» Data segment
_____

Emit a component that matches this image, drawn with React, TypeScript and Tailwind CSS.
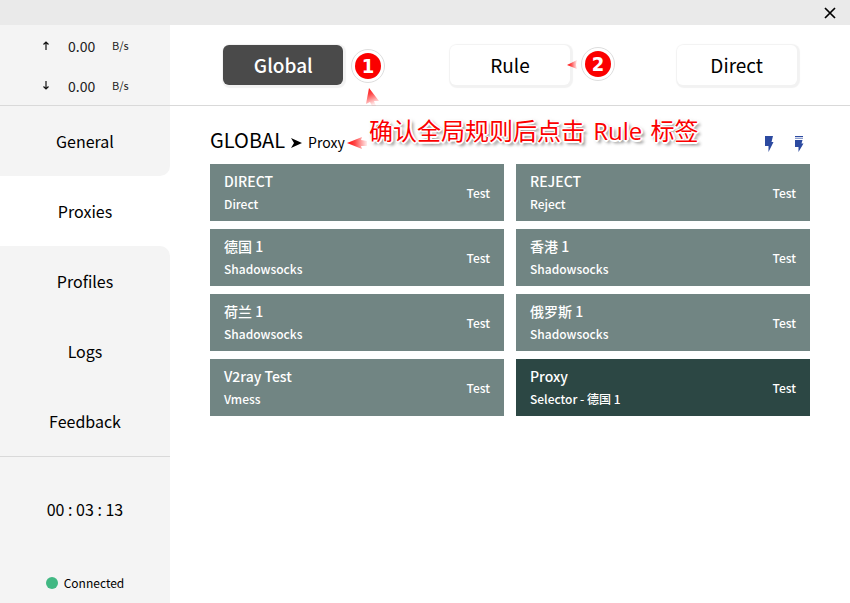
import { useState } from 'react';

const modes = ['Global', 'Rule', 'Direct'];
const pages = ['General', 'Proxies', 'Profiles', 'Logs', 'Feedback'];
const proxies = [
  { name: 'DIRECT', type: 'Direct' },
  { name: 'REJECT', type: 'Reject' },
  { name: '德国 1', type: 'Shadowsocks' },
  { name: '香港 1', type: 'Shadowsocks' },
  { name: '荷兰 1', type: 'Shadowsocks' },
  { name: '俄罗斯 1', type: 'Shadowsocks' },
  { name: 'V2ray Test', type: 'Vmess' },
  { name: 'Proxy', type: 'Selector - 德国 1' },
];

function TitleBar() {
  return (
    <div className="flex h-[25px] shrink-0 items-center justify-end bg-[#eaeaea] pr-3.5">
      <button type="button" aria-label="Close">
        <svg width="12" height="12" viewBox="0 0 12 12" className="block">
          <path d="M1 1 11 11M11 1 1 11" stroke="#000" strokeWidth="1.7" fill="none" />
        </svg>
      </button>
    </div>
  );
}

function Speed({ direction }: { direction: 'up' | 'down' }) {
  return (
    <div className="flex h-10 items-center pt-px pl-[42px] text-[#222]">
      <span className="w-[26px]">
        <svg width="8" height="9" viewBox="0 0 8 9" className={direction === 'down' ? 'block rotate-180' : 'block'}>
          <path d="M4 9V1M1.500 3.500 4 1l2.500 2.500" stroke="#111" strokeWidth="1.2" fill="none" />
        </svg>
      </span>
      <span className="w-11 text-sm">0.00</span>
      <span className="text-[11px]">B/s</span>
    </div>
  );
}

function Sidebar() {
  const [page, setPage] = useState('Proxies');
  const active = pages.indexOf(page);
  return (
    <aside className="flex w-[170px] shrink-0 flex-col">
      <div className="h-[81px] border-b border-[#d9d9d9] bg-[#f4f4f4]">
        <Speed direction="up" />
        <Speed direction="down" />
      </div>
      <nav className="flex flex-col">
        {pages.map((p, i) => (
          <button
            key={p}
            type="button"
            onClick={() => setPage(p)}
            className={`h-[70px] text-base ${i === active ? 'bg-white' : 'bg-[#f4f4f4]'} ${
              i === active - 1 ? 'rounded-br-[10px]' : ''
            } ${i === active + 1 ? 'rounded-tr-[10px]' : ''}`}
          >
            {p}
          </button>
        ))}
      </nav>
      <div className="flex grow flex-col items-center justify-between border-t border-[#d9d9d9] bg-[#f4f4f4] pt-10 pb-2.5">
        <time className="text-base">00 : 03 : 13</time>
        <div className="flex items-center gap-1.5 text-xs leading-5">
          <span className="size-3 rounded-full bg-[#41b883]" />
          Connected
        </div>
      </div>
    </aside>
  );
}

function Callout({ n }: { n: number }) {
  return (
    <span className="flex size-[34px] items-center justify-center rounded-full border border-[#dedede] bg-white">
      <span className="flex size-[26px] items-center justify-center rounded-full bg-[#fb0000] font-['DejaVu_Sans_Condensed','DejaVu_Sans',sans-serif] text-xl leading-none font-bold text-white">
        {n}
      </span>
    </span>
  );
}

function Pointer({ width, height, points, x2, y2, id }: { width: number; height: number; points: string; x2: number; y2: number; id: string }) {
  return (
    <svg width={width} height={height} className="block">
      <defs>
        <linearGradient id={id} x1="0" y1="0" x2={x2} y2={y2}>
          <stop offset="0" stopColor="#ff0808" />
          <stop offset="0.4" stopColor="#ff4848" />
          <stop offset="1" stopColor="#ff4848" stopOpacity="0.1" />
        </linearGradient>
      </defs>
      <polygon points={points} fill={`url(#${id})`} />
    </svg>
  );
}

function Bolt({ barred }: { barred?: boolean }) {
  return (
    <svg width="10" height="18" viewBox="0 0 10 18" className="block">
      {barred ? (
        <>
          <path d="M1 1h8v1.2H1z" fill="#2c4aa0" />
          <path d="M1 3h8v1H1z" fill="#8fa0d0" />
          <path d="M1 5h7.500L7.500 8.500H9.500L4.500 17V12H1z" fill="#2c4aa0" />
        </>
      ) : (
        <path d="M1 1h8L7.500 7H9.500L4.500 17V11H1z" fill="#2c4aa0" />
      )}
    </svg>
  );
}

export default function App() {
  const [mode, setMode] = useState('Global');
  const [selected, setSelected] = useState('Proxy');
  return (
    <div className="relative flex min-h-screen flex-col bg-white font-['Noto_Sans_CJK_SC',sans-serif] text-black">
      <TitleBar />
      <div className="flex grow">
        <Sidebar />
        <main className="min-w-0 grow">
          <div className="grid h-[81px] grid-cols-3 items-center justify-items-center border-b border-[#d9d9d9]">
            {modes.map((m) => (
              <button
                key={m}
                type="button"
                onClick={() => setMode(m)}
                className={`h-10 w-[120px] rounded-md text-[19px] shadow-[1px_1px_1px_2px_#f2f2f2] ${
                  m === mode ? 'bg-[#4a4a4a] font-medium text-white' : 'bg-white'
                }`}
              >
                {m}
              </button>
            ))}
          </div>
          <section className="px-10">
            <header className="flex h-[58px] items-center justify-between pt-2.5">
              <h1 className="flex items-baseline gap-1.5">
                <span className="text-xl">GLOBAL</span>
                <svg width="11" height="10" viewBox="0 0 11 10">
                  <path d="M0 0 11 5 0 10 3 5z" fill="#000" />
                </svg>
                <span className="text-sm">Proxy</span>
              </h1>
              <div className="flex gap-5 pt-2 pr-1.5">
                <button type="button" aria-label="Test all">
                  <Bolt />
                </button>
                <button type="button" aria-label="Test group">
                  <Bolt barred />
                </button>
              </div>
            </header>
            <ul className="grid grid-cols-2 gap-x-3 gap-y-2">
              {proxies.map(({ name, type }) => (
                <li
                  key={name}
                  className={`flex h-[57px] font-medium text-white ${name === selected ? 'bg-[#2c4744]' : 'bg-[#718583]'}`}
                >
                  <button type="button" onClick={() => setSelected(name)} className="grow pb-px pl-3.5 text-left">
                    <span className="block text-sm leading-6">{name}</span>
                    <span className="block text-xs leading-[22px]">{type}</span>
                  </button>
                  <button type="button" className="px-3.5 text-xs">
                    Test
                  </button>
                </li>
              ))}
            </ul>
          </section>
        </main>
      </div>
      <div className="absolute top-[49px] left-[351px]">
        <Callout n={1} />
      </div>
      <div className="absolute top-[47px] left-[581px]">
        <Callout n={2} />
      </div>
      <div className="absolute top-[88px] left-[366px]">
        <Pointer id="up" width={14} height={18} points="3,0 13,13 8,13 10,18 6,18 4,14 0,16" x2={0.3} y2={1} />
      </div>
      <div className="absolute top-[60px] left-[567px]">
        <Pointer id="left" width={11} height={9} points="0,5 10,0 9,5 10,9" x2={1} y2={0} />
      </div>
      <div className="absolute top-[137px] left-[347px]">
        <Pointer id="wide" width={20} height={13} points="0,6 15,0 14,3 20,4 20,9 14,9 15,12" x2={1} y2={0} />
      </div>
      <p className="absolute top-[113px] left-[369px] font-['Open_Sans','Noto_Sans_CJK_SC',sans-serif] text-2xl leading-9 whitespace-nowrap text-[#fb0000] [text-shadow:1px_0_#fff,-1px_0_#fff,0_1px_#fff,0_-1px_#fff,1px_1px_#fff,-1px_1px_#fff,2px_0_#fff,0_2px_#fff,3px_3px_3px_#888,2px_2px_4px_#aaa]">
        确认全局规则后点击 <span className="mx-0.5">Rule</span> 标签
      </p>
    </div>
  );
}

_____

» What is expected
Except for the pictures, print the data above exactly.

» Written response
Emit a component that matches this image, drawn with React, TypeScript and Tailwind CSS.
import { useState } from 'react';

const modes = ['Global', 'Rule', 'Direct'];
const pages = ['General', 'Proxies', 'Profiles', 'Logs', 'Feedback'];
const proxies = [
  { name: 'DIRECT', type: 'Direct' },
  { name: 'REJECT', type: 'Reject' },
  { name: '德国 1', type: 'Shadowsocks' },
  { name: '香港 1', type: 'Shadowsocks' },
  { name: '荷兰 1', type: 'Shadowsocks' },
  { name: '俄罗斯 1', type: 'Shadowsocks' },
  { name: 'V2ray Test', type: 'Vmess' },
  { name: 'Proxy', type: 'Selector - 德国 1' },
];

function TitleBar() {
  return (
    <div className="flex h-[25px] shrink-0 items-center justify-end bg-[#eaeaea] pr-3.5">
      <button type="button" aria-label="Close">
        <svg width="12" height="12" viewBox="0 0 12 12" className="block">
          <path d="M1 1 11 11M11 1 1 11" stroke="#000" strokeWidth="1.7" fill="none" />
        </svg>
      </button>
    </div>
  );
}

function Speed({ direction }: { direction: 'up' | 'down' }) {
  return (
    <div className="flex h-10 items-center pt-px pl-[42px] text-[#222]">
      <span className="w-[26px]">
        <svg width="8" height="9" viewBox="0 0 8 9" className={direction === 'down' ? 'block rotate-180' : 'block'}>
          <path d="M4 9V1M1.500 3.500 4 1l2.500 2.500" stroke="#111" strokeWidth="1.2" fill="none" />
        </svg>
      </span>
      <span className="w-11 text-sm">0.00</span>
      <span className="text-[11px]">B/s</span>
    </div>
  );
}

function Sidebar() {
  const [page, setPage] = useState('Proxies');
  const active = pages.indexOf(page);
  return (
    <aside className="flex w-[170px] shrink-0 flex-col">
      <div className="h-[81px] border-b border-[#d9d9d9] bg-[#f4f4f4]">
        <Speed direction="up" />
        <Speed direction="down" />
      </div>
      <nav className="flex flex-col">
        {pages.map((p, i) => (
          <button
            key={p}
            type="button"
            onClick={() => setPage(p)}
            className={`h-[70px] text-base ${i === active ? 'bg-white' : 'bg-[#f4f4f4]'} ${
              i === active - 1 ? 'rounded-br-[10px]' : ''
            } ${i === active + 1 ? 'rounded-tr-[10px]' : ''}`}
          >
            {p}
          </button>
        ))}
      </nav>
      <div className="flex grow flex-col items-center justify-between border-t border-[#d9d9d9] bg-[#f4f4f4] pt-10 pb-2.5">
        <time className="text-base">00 : 03 : 13</time>
        <div className="flex items-center gap-1.5 text-xs leading-5">
          <span className="size-3 rounded-full bg-[#41b883]" />
          Connected
        </div>
      </div>
    </aside>
  );
}

function Callout({ n }: { n: number }) {
  return (
    <span className="flex size-[34px] items-center justify-center rounded-full border border-[#dedede] bg-white">
      <span className="flex size-[26px] items-center justify-center rounded-full bg-[#fb0000] font-['DejaVu_Sans_Condensed','DejaVu_Sans',sans-serif] text-xl leading-none font-bold text-white">
        {n}
      </span>
    </span>
  );
}

function Pointer({ width, height, points, x2, y2, id }: { width: number; height: number; points: string; x2: number; y2: number; id: string }) {
  return (
    <svg width={width} height={height} className="block">
      <defs>
        <linearGradient id={id} x1="0" y1="0" x2={x2} y2={y2}>
          <stop offset="0" stopColor="#ff0808" />
          <stop offset="0.4" stopColor="#ff4848" />
          <stop offset="1" stopColor="#ff4848" stopOpacity="0.1" />
        </linearGradient>
      </defs>
      <polygon points={points} fill={`url(#${id})`} />
    </svg>
  );
}

function Bolt({ barred }: { barred?: boolean }) {
  return (
    <svg width="10" height="18" viewBox="0 0 10 18" className="block">
      {barred ? (
        <>
          <path d="M1 1h8v1.2H1z" fill="#2c4aa0" />
          <path d="M1 3h8v1H1z" fill="#8fa0d0" />
          <path d="M1 5h7.500L7.500 8.500H9.500L4.500 17V12H1z" fill="#2c4aa0" />
        </>
      ) : (
        <path d="M1 1h8L7.500 7H9.500L4.500 17V11H1z" fill="#2c4aa0" />
      )}
    </svg>
  );
}

export default function App() {
  const [mode, setMode] = useState('Global');
  const [selected, setSelected] = useState('Proxy');
  return (
    <div className="relative flex min-h-screen flex-col bg-white font-['Noto_Sans_CJK_SC',sans-serif] text-black">
      <TitleBar />
      <div className="flex grow">
        <Sidebar />
        <main className="min-w-0 grow">
          <div className="grid h-[81px] grid-cols-3 items-center justify-items-center border-b border-[#d9d9d9]">
            {modes.map((m) => (
              <button
                key={m}
                type="button"
                onClick={() => setMode(m)}
                className={`h-10 w-[120px] rounded-md text-[19px] shadow-[1px_1px_1px_2px_#f2f2f2] ${
                  m === mode ? 'bg-[#4a4a4a] font-medium text-white' : 'bg-white'
                }`}
              >
                {m}
              </button>
            ))}
          </div>
          <section className="px-10">
            <header className="flex h-[58px] items-center justify-between pt-2.5">
              <h1 className="flex items-baseline gap-1.5">
                <span className="text-xl">GLOBAL</span>
                <svg width="11" height="10" viewBox="0 0 11 10">
                  <path d="M0 0 11 5 0 10 3 5z" fill="#000" />
                </svg>
                <span className="text-sm">Proxy</span>
              </h1>
              <div className="flex gap-5 pt-2 pr-1.5">
                <button type="button" aria-label="Test all">
                  <Bolt />
                </button>
                <button type="button" aria-label="Test group">
                  <Bolt barred />
                </button>
              </div>
            </header>
            <ul className="grid grid-cols-2 gap-x-3 gap-y-2">
              {proxies.map(({ name, type }) => (
                <li
                  key={name}
                  className={`flex h-[57px] font-medium text-white ${name === selected ? 'bg-[#2c4744]' : 'bg-[#718583]'}`}
                >
                  <button type="button" onClick={() => setSelected(name)} className="grow pb-px pl-3.5 text-left">
                    <span className="block text-sm leading-6">{name}</span>
                    <span className="block text-xs leading-[22px]">{type}</span>
                  </button>
                  <button type="button" className="px-3.5 text-xs">
                    Test
                  </button>
                </li>
              ))}
            </ul>
          </section>
        </main>
      </div>
      <div className="absolute top-[49px] left-[351px]">
        <Callout n={1} />
      </div>
      <div className="absolute top-[47px] left-[581px]">
        <Callout n={2} />
      </div>
      <div className="absolute top-[88px] left-[366px]">
        <Pointer id="up" width={14} height={18} points="3,0 13,13 8,13 10,18 6,18 4,14 0,16" x2={0.3} y2={1} />
      </div>
      <div className="absolute top-[60px] left-[567px]">
        <Pointer id="left" width={11} height={9} points="0,5 10,0 9,5 10,9" x2={1} y2={0} />
      </div>
      <div className="absolute top-[137px] left-[347px]">
        <Pointer id="wide" width={20} height={13} points="0,6 15,0 14,3 20,4 20,9 14,9 15,12" x2={1} y2={0} />
      </div>
      <p className="absolute top-[113px] left-[369px] font-['Open_Sans','Noto_Sans_CJK_SC',sans-serif] text-2xl leading-9 whitespace-nowrap text-[#fb0000] [text-shadow:1px_0_#fff,-1px_0_#fff,0_1px_#fff,0_-1px_#fff,1px_1px_#fff,-1px_1px_#fff,2px_0_#fff,0_2px_#fff,3px_3px_3px_#888,2px_2px_4px_#aaa]">
        确认全局规则后点击 <span className="mx-0.5">Rule</span> 标签
      </p>
    </div>
  );
}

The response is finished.